Scientific classification
- Kingdom: Animalia
- Phylum: Chordata
- Class: Actinopterygii
- Order: Perciformes
- Family: Percidae
- Genus: Nothonotus
- Species: N. ruber
- Binomial name: Nothonotus ruber (Raney & Suttkus, 1966)
- Synonyms: Etheostoma rubrum; Nothonotus rubrus (lapsus);

= Bayou darter =

- Authority: (Raney & Suttkus, 1966)
- Conservation status: EN
- Synonyms: Etheostoma rubrum, Nothonotus rubrus (lapsus)

Species of fish

The Bayou darter (Nothonotus ruber) is a rare species of freshwater ray-finned fish, a darter from the subfamily Etheostomatinae, part of the family Percidae, which also contains the perches, ruffes and pikeperches. It is endemic to western Mississippi in the United States, where it is found only in Bayou Pierre and its tributaries. Its typical habitat is fast-flowing creeks and streams, in riffles and in areas between riffles with firm gravel bottoms. It feeds on small insects and their larvae. Breeding probably takes place twice a year, in spring and late summer. The population of this fish is declining due to loss of suitable habitat. This is caused by siltation and pollution, particularly erosion caused by changes in land use. The International Union for Conservation of Nature has assessed its conservation status as being "endangered".

==Description==
This species can reach a length of 5.5 cm TL.

==Distribution and habitat==
The Bayou darter is endemic to the drainage of Bayou Pierre, a tributary of the Mississippi River.

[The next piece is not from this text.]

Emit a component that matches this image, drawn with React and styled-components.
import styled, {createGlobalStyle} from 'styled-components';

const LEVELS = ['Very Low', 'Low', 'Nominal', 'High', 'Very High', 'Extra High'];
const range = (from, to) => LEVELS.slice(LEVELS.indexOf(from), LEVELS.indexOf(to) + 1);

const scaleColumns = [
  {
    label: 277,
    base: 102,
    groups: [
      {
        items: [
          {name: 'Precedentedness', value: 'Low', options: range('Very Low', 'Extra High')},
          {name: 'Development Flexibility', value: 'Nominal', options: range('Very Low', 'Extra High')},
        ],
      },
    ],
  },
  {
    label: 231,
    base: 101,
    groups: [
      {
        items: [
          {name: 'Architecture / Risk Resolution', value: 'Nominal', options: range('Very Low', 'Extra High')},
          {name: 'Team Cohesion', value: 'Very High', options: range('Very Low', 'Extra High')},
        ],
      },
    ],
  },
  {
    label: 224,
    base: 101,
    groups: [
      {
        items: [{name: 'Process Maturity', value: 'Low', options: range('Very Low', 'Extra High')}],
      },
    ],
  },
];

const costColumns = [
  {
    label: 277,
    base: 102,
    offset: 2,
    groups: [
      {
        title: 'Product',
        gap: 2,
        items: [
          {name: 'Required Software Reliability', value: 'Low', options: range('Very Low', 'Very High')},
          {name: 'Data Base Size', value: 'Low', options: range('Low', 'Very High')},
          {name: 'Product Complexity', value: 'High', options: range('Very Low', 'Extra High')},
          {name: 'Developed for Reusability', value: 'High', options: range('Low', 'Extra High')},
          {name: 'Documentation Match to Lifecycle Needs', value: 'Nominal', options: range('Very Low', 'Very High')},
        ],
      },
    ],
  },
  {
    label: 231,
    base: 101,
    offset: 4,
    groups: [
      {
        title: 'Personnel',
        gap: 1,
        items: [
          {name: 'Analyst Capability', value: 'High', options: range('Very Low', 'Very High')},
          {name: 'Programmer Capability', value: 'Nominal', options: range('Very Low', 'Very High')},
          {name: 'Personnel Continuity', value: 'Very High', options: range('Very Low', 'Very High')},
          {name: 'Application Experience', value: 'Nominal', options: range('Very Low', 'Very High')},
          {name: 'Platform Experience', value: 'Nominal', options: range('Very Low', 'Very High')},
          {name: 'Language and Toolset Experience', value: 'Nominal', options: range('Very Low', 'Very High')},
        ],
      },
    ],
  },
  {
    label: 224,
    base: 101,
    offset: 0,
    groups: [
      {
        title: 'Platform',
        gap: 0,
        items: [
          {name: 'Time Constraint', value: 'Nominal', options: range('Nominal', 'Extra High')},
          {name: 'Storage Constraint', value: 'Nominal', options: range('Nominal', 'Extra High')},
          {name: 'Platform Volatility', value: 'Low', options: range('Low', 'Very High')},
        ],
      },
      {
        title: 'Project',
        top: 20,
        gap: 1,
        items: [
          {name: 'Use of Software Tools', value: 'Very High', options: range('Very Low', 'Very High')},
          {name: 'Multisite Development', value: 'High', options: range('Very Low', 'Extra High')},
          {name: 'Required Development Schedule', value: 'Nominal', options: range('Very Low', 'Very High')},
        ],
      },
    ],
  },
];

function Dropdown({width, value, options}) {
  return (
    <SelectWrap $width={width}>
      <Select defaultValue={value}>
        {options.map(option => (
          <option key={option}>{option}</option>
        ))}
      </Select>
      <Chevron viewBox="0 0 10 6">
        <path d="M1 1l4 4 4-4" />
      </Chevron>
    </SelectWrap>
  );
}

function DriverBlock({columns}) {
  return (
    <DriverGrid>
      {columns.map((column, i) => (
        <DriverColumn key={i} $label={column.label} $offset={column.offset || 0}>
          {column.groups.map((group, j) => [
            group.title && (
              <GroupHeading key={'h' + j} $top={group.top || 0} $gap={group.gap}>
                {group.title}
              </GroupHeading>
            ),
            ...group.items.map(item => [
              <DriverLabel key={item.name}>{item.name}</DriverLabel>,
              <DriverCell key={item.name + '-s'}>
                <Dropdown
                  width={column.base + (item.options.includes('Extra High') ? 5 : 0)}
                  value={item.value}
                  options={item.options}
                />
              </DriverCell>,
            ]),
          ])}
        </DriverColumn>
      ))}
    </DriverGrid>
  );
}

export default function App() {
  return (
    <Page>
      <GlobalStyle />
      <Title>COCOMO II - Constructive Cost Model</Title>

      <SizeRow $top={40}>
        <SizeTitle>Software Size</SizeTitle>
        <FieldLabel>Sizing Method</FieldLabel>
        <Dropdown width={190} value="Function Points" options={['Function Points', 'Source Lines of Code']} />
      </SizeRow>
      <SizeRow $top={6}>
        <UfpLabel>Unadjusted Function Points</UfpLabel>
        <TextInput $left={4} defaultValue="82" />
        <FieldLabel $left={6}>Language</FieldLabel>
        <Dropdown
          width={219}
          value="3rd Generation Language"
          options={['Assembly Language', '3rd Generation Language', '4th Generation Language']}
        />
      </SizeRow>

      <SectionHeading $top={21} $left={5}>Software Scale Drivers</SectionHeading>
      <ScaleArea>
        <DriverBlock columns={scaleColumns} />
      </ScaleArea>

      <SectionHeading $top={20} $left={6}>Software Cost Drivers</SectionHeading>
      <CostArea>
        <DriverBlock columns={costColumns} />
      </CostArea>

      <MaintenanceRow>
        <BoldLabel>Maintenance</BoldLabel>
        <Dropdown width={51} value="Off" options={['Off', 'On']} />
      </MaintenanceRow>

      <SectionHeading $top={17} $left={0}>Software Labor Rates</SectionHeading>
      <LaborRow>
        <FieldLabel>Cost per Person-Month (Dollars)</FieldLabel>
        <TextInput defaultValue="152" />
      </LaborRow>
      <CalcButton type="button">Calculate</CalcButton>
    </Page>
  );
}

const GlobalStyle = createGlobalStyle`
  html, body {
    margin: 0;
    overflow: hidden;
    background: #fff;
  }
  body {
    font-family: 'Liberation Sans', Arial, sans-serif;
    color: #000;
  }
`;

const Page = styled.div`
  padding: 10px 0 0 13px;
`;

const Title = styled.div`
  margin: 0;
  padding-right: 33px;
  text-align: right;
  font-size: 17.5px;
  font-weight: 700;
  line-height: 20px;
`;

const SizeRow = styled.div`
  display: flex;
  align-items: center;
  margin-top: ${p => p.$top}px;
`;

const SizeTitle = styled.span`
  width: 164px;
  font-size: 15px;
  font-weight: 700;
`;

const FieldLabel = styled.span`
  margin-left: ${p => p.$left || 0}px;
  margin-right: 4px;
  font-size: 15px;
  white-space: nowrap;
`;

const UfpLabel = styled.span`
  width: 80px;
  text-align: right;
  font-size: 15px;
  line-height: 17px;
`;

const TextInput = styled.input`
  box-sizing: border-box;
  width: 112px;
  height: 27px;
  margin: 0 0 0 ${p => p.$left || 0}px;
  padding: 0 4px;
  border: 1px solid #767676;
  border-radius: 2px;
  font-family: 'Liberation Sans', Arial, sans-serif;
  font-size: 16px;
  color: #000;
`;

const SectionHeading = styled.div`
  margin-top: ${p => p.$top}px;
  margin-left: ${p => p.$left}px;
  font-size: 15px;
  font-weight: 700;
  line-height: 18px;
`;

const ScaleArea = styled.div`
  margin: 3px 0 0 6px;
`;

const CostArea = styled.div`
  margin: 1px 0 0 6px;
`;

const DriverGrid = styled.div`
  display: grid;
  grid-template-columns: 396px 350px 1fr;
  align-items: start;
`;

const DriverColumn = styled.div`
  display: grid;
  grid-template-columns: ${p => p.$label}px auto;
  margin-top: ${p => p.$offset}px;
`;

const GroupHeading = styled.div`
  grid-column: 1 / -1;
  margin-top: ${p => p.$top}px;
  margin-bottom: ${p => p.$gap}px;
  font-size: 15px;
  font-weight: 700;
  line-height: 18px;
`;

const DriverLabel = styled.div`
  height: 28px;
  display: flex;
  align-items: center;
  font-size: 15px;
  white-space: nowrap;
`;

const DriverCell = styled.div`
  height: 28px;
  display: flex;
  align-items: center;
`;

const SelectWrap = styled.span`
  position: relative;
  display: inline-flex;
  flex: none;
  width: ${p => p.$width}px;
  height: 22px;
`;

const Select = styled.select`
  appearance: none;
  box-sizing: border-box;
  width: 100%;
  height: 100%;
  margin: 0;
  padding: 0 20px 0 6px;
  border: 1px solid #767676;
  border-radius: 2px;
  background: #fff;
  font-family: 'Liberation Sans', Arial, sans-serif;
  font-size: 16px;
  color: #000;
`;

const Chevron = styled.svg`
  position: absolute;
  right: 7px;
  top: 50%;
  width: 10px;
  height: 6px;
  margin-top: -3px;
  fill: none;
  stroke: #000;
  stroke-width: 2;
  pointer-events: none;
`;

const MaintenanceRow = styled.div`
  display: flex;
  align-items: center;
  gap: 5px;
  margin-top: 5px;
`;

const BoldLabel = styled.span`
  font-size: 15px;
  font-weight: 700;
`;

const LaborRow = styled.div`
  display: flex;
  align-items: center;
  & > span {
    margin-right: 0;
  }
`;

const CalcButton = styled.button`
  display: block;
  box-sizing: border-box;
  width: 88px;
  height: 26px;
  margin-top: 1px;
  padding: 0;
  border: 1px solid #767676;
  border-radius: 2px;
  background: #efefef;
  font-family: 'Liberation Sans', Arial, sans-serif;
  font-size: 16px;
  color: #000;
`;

This fish is present in several tributaries flowing into Bayou Pierre including White Oak Creek, Foster Creek, and Turkey Creek. It lives in fast flowing, shallow areas of its native streams. It can be found in riffles and in the water between riffles in areas with firm gravel substrates. Associated fish species include brighteye darter (Etheostoma lynceum), least madtom (Noturus hildebrandi), bluntface shiner (Cyprinella camura), and redspot darter (Etheostoma artesiae).

==Behavior==
Spawning occurs in April through May and sometimes into August. The female lays up to 75 eggs, and probably spawns at least twice during the spawning season. The fish lives about 3 years, with the male living slightly longer than the female on average. This species has low genetic diversity.

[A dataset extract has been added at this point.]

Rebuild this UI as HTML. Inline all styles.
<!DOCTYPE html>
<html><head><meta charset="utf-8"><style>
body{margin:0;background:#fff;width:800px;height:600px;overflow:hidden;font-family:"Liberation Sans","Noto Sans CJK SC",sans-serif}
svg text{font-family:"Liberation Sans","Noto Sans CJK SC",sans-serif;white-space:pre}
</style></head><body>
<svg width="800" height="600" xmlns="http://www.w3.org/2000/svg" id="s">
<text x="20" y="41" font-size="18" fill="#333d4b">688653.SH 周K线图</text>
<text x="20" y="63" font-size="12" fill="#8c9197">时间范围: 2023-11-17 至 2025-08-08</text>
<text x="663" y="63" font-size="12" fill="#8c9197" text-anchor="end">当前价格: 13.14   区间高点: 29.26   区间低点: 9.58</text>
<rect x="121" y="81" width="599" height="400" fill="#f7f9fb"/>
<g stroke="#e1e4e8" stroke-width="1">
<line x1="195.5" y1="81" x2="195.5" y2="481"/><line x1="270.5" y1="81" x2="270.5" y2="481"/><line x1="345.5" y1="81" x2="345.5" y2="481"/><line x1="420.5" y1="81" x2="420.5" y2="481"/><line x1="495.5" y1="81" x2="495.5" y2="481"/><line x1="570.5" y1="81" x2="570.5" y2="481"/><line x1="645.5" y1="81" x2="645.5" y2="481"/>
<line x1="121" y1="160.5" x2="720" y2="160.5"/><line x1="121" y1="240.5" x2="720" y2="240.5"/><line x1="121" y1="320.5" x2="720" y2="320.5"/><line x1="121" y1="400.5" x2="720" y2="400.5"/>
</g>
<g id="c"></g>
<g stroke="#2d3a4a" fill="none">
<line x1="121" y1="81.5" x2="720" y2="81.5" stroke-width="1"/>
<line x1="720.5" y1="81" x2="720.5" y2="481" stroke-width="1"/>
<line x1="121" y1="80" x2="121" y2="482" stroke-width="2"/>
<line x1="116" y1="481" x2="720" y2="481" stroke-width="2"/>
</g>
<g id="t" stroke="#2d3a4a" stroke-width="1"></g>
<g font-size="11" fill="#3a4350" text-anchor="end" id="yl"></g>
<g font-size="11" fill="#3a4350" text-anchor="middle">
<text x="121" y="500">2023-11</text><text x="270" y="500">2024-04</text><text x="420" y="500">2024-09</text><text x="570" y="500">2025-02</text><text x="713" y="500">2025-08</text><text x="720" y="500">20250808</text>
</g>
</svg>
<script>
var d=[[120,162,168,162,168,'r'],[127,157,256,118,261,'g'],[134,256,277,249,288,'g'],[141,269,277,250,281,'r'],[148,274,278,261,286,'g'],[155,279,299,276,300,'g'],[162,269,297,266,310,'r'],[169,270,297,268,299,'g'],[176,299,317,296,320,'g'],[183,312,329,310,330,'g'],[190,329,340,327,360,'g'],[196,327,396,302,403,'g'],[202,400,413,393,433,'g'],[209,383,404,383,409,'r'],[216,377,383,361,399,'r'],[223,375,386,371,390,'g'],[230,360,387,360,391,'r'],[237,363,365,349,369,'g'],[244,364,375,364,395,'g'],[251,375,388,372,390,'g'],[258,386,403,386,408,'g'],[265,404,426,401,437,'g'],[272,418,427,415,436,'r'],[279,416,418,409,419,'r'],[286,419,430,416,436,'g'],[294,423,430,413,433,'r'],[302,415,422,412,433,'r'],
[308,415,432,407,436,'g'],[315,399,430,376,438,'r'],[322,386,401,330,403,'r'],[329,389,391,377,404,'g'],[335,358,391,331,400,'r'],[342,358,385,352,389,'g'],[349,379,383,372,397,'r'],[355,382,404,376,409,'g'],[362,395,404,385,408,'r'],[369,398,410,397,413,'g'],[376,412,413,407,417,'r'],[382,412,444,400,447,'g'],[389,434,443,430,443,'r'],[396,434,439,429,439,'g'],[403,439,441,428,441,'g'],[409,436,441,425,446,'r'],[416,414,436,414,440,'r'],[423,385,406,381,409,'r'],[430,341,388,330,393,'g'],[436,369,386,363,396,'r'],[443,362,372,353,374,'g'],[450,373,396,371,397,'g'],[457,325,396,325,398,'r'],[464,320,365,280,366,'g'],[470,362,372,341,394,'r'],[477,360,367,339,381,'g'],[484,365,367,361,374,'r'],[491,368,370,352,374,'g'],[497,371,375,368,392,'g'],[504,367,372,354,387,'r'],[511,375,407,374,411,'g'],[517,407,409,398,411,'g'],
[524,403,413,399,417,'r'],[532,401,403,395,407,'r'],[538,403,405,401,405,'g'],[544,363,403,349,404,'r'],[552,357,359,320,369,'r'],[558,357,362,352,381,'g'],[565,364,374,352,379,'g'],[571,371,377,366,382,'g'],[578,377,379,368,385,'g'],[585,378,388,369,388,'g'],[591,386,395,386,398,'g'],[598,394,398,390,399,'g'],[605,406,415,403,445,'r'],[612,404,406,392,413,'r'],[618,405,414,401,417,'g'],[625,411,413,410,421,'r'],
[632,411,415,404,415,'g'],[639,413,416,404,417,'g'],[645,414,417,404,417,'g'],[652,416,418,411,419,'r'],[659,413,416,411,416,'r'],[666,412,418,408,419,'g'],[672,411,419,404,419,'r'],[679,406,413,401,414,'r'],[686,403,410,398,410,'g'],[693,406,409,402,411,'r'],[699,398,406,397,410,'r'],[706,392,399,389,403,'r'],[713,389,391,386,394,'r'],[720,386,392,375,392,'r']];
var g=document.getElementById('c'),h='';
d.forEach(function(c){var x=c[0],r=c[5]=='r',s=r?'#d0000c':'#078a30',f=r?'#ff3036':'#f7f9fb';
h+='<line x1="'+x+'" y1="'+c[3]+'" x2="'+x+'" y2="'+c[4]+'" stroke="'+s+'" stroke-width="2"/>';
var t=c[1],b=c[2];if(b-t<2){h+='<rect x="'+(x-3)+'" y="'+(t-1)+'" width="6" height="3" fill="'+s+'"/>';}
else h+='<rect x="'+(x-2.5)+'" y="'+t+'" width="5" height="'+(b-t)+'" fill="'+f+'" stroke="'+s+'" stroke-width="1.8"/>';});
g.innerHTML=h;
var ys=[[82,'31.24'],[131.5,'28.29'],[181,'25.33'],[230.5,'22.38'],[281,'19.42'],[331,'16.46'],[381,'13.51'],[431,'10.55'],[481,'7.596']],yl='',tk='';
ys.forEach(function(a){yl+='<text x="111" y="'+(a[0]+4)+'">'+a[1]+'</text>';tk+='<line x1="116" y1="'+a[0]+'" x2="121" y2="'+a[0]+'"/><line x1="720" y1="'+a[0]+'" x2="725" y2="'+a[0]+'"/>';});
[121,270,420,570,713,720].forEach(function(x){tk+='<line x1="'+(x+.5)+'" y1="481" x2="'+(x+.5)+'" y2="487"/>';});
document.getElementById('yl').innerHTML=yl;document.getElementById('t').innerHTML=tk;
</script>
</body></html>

The Bayou darter eats insects and their larvae, including caddisflies, blackflies, midges, and mayflies. It increases its food consumption in the time leading up to spawning.

==Status==
The main threat to the species is the alteration of its habitat by human beings. The Bayou Pierre is currently experiencing heavy erosion, particularly headcutting, in which erosion moves upstream in waves. Channeling, dredging and mining on the adjacent floodplains cause some alteration. These processes cause an increase in sediment. Petroleum exploration has affected the area. Agriculture, especially silviculture affect the area by destroying riparian habitat, causing erosion and increasing sedimentation. This process destroys the riffles the fish occupies, and creates new riffles elsewhere, causing the fish population to move. Fertilizers and herbicides may enter the water. As a consequence of these factors, the IUCN has listed the Bayou darter as "Endangered" and considers that further habitat and population monitoring programs should be undertaken to protect the fish and its habitat.